WRITTEN INSTRUCTION
Without the images, write out the whole listing exactly.

PROVIDED MATERIAL
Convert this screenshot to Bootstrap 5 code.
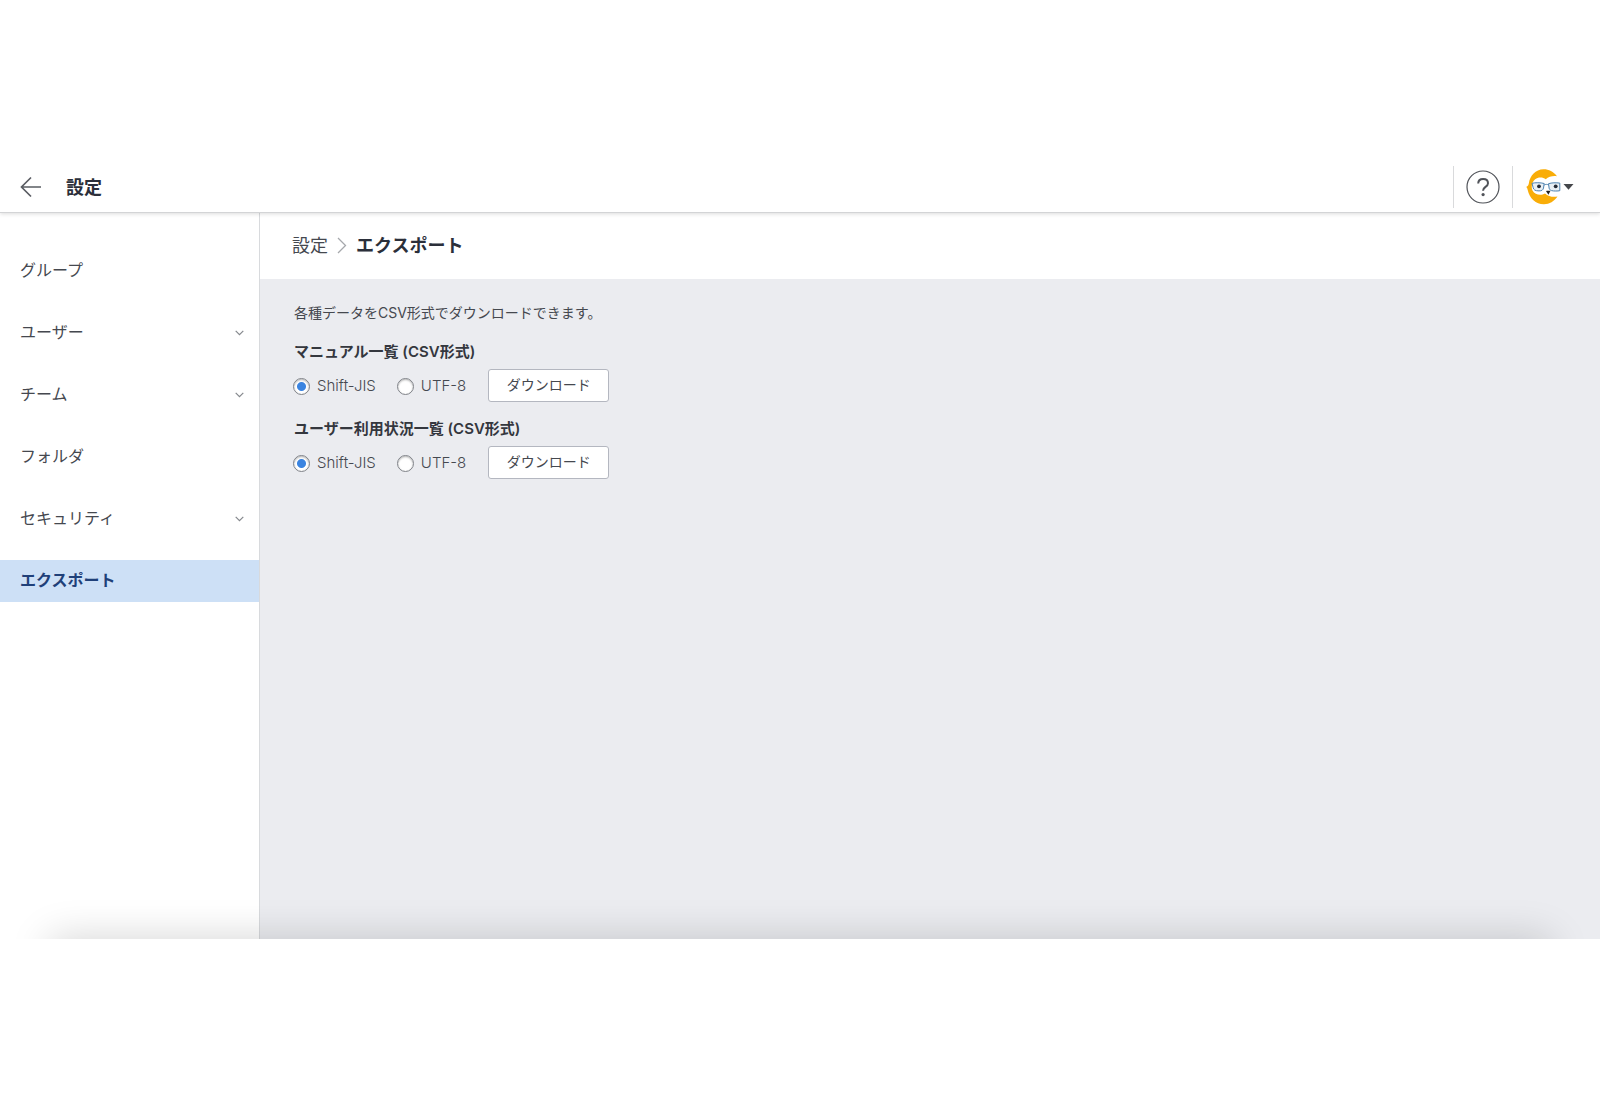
<!DOCTYPE html>
<html lang="ja">
<head>
<meta charset="utf-8">
<meta name="viewport" content="width=device-width, initial-scale=1">
<title>設定 - エクスポート</title>
<link href="https://cdn.jsdelivr.net/npm/bootstrap@5.3.0/dist/css/bootstrap.min.css" rel="stylesheet">
<style>
  body { font-family: Inter, "Noto Sans CJK JP", sans-serif; font-size: 14px; line-height: 21px; color: #45484f; background: #fff; }
  a { color: inherit; text-decoration: none; }
  .app-shell { margin-top: 160px; overflow: hidden; }
  .app-shell::after { content: ""; position: absolute; left: 50px; right: 50px; top: 100%; height: 40px; box-shadow: 0 0 40px rgba(0, 0, 0, .18); pointer-events: none; }
  .app-bar { height: 53px; padding: 2px 26px 0 20px; border-bottom: 1px solid #d3d4d6; box-shadow: 0 1px 4px rgba(0, 0, 0, .14); z-index: 1; background: #fff; }
  .app-title { font-size: 18px; line-height: 27px; font-weight: 700; color: #2b2f3a; margin-left: 24px; }
  .bar-sep { width: 1px; height: 42px; background: #d9dadc; }
  .bar-btn { background: none; border: 0; padding: 0; display: flex; align-items: center; }
  .account-btn { margin-left: 13px; }
  .app-body { min-height: 66vh; }
  .side-menu { width: 260px; padding-top: 37px; border-right: 1px solid #d8dadd; gap: 20px; }
  .side-menu a { height: 42px; padding: 0 20px 3px; font-size: 16px; line-height: 24px; }
  .side-menu svg { margin-right: -5px; margin-top: 2px; }
  .side-menu a.current { background: #cde0f6; color: #1f4079; font-weight: 700; }
  .crumbs { height: 66px; padding: 0 32px 2px; font-size: 18px; line-height: 27px; gap: 9px; }
  .crumbs strong { color: #2b2f3a; }
  .export-area { background: #ebecf0; padding: 23px 34px; }
  .export-area p { margin-bottom: 18px; }
  .export-form { margin-bottom: 16px; }
  .export-form h2 { font-size: 15px; line-height: 21px; font-weight: 600; color: #34373e; margin-bottom: 7px; }
  .choice { display: flex; align-items: center; gap: 7px; margin-right: 22px; font-size: 15px; line-height: 21px; font-weight: 300; }
  .choice input { appearance: none; width: 17px; height: 17px; margin: 2px 0 0 -1px; border: 1px solid #7f8288; border-radius: 50%; background: #fff; box-shadow: inset 0 1px 2px rgba(0, 0, 0, .3); }
  .choice input:checked { background: radial-gradient(circle, #3b84e0 4px, #fff 5px); }
  .dl-btn { width: 121px; height: 33px; padding: 0 0 2px; border: 1px solid #b4b7c0; border-radius: 3px; background: #fff; color: #45484f; font-size: 14px; line-height: 21px; }
</style>
<script src="https://cdn.jsdelivr.net/npm/bootstrap@5.3.0/dist/js/bootstrap.bundle.min.js"></script>
</head>
<body>
<div class="app-shell position-relative d-flex flex-column">
  <header class="app-bar d-flex align-items-center position-relative">
    <a href="#" aria-label="戻る" class="d-flex"><svg width="22" height="22" viewBox="0 0 22 22" fill="none" stroke="#5a5d63" stroke-width="1.7"><path d="M21 11H1.5M11 1.5 1.5 11l9.500 9.500"/></svg></a>
    <h1 class="app-title mb-0">設定</h1>
    <div class="d-flex align-items-center ms-auto">
      <span class="bar-sep"></span>
      <button type="button" class="bar-btn mx-2 px-1" aria-label="ヘルプ"><svg width="34" height="34" viewBox="0 0 34 34" fill="none" stroke="#505359"><circle cx="17" cy="17" r="16" stroke-width="1.2"/><path d="M12.200 13.500c.1-2.900 2.100-4.500 4.900-4.500 2.900 0 4.900 1.700 4.900 4.200 0 3.600-4.900 3.800-4.900 7.200v.4" stroke-width="2"/><circle cx="17.100" cy="24.600" r="1.600" fill="#505359" stroke="none"/></svg></button>
      <span class="bar-sep"></span>
      <button type="button" class="bar-btn account-btn" aria-label="アカウント"><svg width="48" height="36" viewBox="0 0 48 36">
        <path d="M31 7.200C27.500 2.500 22.500.2 17.500.3 9.500.6 4 6.500 2.800 14.500c-.2 1.500-.8 2.500-2.600 3.500.9.800 1.200 1.700 1.500 3C3.500 29.500 10 35.400 18 35.300c5.500-.2 10-2.800 13.500-7.800-4.500.8-9 .2-12.500-3-4 2.500-10 1.500-12.500-3-2.200-5 .5-12 6.500-13 2.800-.3 5 .3 6.800 1.800C22.500 7.700 26.700 6.600 31 7.200z" fill="#f9ad08"/>
        <path d="M6 14.300c3-.8 8.500-.8 12.200.2l-.7 4.500c-.4 2-1.800 2.900-4.500 2.900-3.800 0-5.500-1-5.900-3.500zM22.500 14.700c3.200-1 7.500-1.200 11.300-.6v7.600c-2 .4-6 .5-8.300-.1-1.500-.5-2.200-1.300-2.400-2.600z" fill="#e9eff4" stroke="#4d82b0" stroke-width="1"/>
        <path d="M18.200 16c1.300-.8 3.200-.8 4.500 0" fill="none" stroke="#4d82b0"/>
        <circle cx="13" cy="17.300" r="1.900" fill="#252b36"/><circle cx="29.700" cy="17.300" r="1.900" fill="#252b36"/>
        <path d="M20 22c1-.5 3.200-.5 4.400 0l-2 3.800z" fill="#222"/>
        <path d="M37.500 15h10l-5 5.800z" fill="#45474b"/>
      </svg></button>
    </div>
  </header>
  <div class="app-body d-flex">
    <nav class="side-menu d-flex flex-column flex-shrink-0" aria-label="設定">
      <a href="#" class="d-flex align-items-center">グループ</a>
      <a href="#" class="d-flex align-items-center justify-content-between">ユーザー<svg width="9" height="6" viewBox="0 0 9 6" fill="none" stroke="#85888d" stroke-width="1.200"><path d="M.7.9 4.500 4.700 8.300.9"/></svg></a>
      <a href="#" class="d-flex align-items-center justify-content-between">チーム<svg width="9" height="6" viewBox="0 0 9 6" fill="none" stroke="#85888d" stroke-width="1.200"><path d="M.7.9 4.500 4.700 8.300.9"/></svg></a>
      <a href="#" class="d-flex align-items-center">フォルダ</a>
      <a href="#" class="d-flex align-items-center justify-content-between">セキュリティ<svg width="9" height="6" viewBox="0 0 9 6" fill="none" stroke="#85888d" stroke-width="1.200"><path d="M.7.9 4.500 4.700 8.300.9"/></svg></a>
      <a href="#" class="d-flex align-items-center current" aria-current="page">エクスポート</a>
    </nav>
    <main class="d-flex flex-column flex-grow-1">
      <div class="crumbs d-flex align-items-center">
        <a href="#">設定</a>
        <svg width="10" height="17" viewBox="0 0 10 17" fill="none" stroke="#a6a8ac" stroke-width="1.300"><path d="m1 1 7.500 7.500L1 16"/></svg>
        <strong>エクスポート</strong>
      </div>
      <section class="export-area flex-grow-1">
        <p>各種データをCSV形式でダウンロードできます。</p>
        <form class="export-form">
          <h2>マニュアル一覧 (CSV形式)</h2>
          <div class="d-flex align-items-center">
            <label class="choice"><input type="radio" name="manual" checked>Shift-JIS</label>
            <label class="choice"><input type="radio" name="manual">UTF-8</label>
            <button type="button" class="dl-btn">ダウンロード</button>
          </div>
        </form>
        <form class="export-form">
          <h2>ユーザー利用状況一覧 (CSV形式)</h2>
          <div class="d-flex align-items-center">
            <label class="choice"><input type="radio" name="usage" checked>Shift-JIS</label>
            <label class="choice"><input type="radio" name="usage">UTF-8</label>
            <button type="button" class="dl-btn">ダウンロード</button>
          </div>
        </form>
      </section>
    </main>
  </div>
</div>
</body>
</html>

ANSWER TO THIS PROBLEM
Convert this screenshot to Bootstrap 5 code.
<!DOCTYPE html>
<html lang="ja">
<head>
<meta charset="utf-8">
<meta name="viewport" content="width=device-width, initial-scale=1">
<title>設定 - エクスポート</title>
<link href="https://cdn.jsdelivr.net/npm/bootstrap@5.3.0/dist/css/bootstrap.min.css" rel="stylesheet">
<style>
  body { font-family: Inter, "Noto Sans CJK JP", sans-serif; font-size: 14px; line-height: 21px; color: #45484f; background: #fff; }
  a { color: inherit; text-decoration: none; }
  .app-shell { margin-top: 160px; overflow: hidden; }
  .app-shell::after { content: ""; position: absolute; left: 50px; right: 50px; top: 100%; height: 40px; box-shadow: 0 0 40px rgba(0, 0, 0, .18); pointer-events: none; }
  .app-bar { height: 53px; padding: 2px 26px 0 20px; border-bottom: 1px solid #d3d4d6; box-shadow: 0 1px 4px rgba(0, 0, 0, .14); z-index: 1; background: #fff; }
  .app-title { font-size: 18px; line-height: 27px; font-weight: 700; color: #2b2f3a; margin-left: 24px; }
  .bar-sep { width: 1px; height: 42px; background: #d9dadc; }
  .bar-btn { background: none; border: 0; padding: 0; display: flex; align-items: center; }
  .account-btn { margin-left: 13px; }
  .app-body { min-height: 66vh; }
  .side-menu { width: 260px; padding-top: 37px; border-right: 1px solid #d8dadd; gap: 20px; }
  .side-menu a { height: 42px; padding: 0 20px 3px; font-size: 16px; line-height: 24px; }
  .side-menu svg { margin-right: -5px; margin-top: 2px; }
  .side-menu a.current { background: #cde0f6; color: #1f4079; font-weight: 700; }
  .crumbs { height: 66px; padding: 0 32px 2px; font-size: 18px; line-height: 27px; gap: 9px; }
  .crumbs strong { color: #2b2f3a; }
  .export-area { background: #ebecf0; padding: 23px 34px; }
  .export-area p { margin-bottom: 18px; }
  .export-form { margin-bottom: 16px; }
  .export-form h2 { font-size: 15px; line-height: 21px; font-weight: 600; color: #34373e; margin-bottom: 7px; }
  .choice { display: flex; align-items: center; gap: 7px; margin-right: 22px; font-size: 15px; line-height: 21px; font-weight: 300; }
  .choice input { appearance: none; width: 17px; height: 17px; margin: 2px 0 0 -1px; border: 1px solid #7f8288; border-radius: 50%; background: #fff; box-shadow: inset 0 1px 2px rgba(0, 0, 0, .3); }
  .choice input:checked { background: radial-gradient(circle, #3b84e0 4px, #fff 5px); }
  .dl-btn { width: 121px; height: 33px; padding: 0 0 2px; border: 1px solid #b4b7c0; border-radius: 3px; background: #fff; color: #45484f; font-size: 14px; line-height: 21px; }
</style>
<script src="https://cdn.jsdelivr.net/npm/bootstrap@5.3.0/dist/js/bootstrap.bundle.min.js"></script>
</head>
<body>
<div class="app-shell position-relative d-flex flex-column">
  <header class="app-bar d-flex align-items-center position-relative">
    <a href="#" aria-label="戻る" class="d-flex"><svg width="22" height="22" viewBox="0 0 22 22" fill="none" stroke="#5a5d63" stroke-width="1.7"><path d="M21 11H1.5M11 1.5 1.5 11l9.500 9.500"/></svg></a>
    <h1 class="app-title mb-0">設定</h1>
    <div class="d-flex align-items-center ms-auto">
      <span class="bar-sep"></span>
      <button type="button" class="bar-btn mx-2 px-1" aria-label="ヘルプ"><svg width="34" height="34" viewBox="0 0 34 34" fill="none" stroke="#505359"><circle cx="17" cy="17" r="16" stroke-width="1.2"/><path d="M12.200 13.500c.1-2.900 2.100-4.500 4.900-4.500 2.900 0 4.900 1.700 4.900 4.200 0 3.600-4.900 3.800-4.900 7.200v.4" stroke-width="2"/><circle cx="17.100" cy="24.600" r="1.600" fill="#505359" stroke="none"/></svg></button>
      <span class="bar-sep"></span>
      <button type="button" class="bar-btn account-btn" aria-label="アカウント"><svg width="48" height="36" viewBox="0 0 48 36">
        <path d="M31 7.200C27.500 2.500 22.500.2 17.500.3 9.500.6 4 6.500 2.800 14.500c-.2 1.500-.8 2.500-2.600 3.500.9.800 1.200 1.700 1.500 3C3.500 29.500 10 35.400 18 35.300c5.500-.2 10-2.800 13.500-7.800-4.500.8-9 .2-12.500-3-4 2.500-10 1.500-12.500-3-2.200-5 .5-12 6.500-13 2.800-.3 5 .3 6.800 1.800C22.500 7.700 26.700 6.600 31 7.200z" fill="#f9ad08"/>
        <path d="M6 14.300c3-.8 8.500-.8 12.200.2l-.7 4.500c-.4 2-1.800 2.900-4.500 2.900-3.800 0-5.500-1-5.900-3.500zM22.500 14.700c3.200-1 7.500-1.200 11.300-.6v7.600c-2 .4-6 .5-8.300-.1-1.500-.5-2.200-1.300-2.400-2.600z" fill="#e9eff4" stroke="#4d82b0" stroke-width="1"/>
        <path d="M18.200 16c1.300-.8 3.200-.8 4.500 0" fill="none" stroke="#4d82b0"/>
        <circle cx="13" cy="17.300" r="1.900" fill="#252b36"/><circle cx="29.700" cy="17.300" r="1.900" fill="#252b36"/>
        <path d="M20 22c1-.5 3.200-.5 4.400 0l-2 3.800z" fill="#222"/>
        <path d="M37.500 15h10l-5 5.800z" fill="#45474b"/>
      </svg></button>
    </div>
  </header>
  <div class="app-body d-flex">
    <nav class="side-menu d-flex flex-column flex-shrink-0" aria-label="設定">
      <a href="#" class="d-flex align-items-center">グループ</a>
      <a href="#" class="d-flex align-items-center justify-content-between">ユーザー<svg width="9" height="6" viewBox="0 0 9 6" fill="none" stroke="#85888d" stroke-width="1.200"><path d="M.7.9 4.500 4.700 8.300.9"/></svg></a>
      <a href="#" class="d-flex align-items-center justify-content-between">チーム<svg width="9" height="6" viewBox="0 0 9 6" fill="none" stroke="#85888d" stroke-width="1.200"><path d="M.7.9 4.500 4.700 8.300.9"/></svg></a>
      <a href="#" class="d-flex align-items-center">フォルダ</a>
      <a href="#" class="d-flex align-items-center justify-content-between">セキュリティ<svg width="9" height="6" viewBox="0 0 9 6" fill="none" stroke="#85888d" stroke-width="1.200"><path d="M.7.9 4.500 4.700 8.300.9"/></svg></a>
      <a href="#" class="d-flex align-items-center current" aria-current="page">エクスポート</a>
    </nav>
    <main class="d-flex flex-column flex-grow-1">
      <div class="crumbs d-flex align-items-center">
        <a href="#">設定</a>
        <svg width="10" height="17" viewBox="0 0 10 17" fill="none" stroke="#a6a8ac" stroke-width="1.300"><path d="m1 1 7.500 7.500L1 16"/></svg>
        <strong>エクスポート</strong>
      </div>
      <section class="export-area flex-grow-1">
        <p>各種データをCSV形式でダウンロードできます。</p>
        <form class="export-form">
          <h2>マニュアル一覧 (CSV形式)</h2>
          <div class="d-flex align-items-center">
            <label class="choice"><input type="radio" name="manual" checked>Shift-JIS</label>
            <label class="choice"><input type="radio" name="manual">UTF-8</label>
            <button type="button" class="dl-btn">ダウンロード</button>
          </div>
        </form>
        <form class="export-form">
          <h2>ユーザー利用状況一覧 (CSV形式)</h2>
          <div class="d-flex align-items-center">
            <label class="choice"><input type="radio" name="usage" checked>Shift-JIS</label>
            <label class="choice"><input type="radio" name="usage">UTF-8</label>
            <button type="button" class="dl-btn">ダウンロード</button>
          </div>
        </form>
      </section>
    </main>
  </div>
</div>
</body>
</html>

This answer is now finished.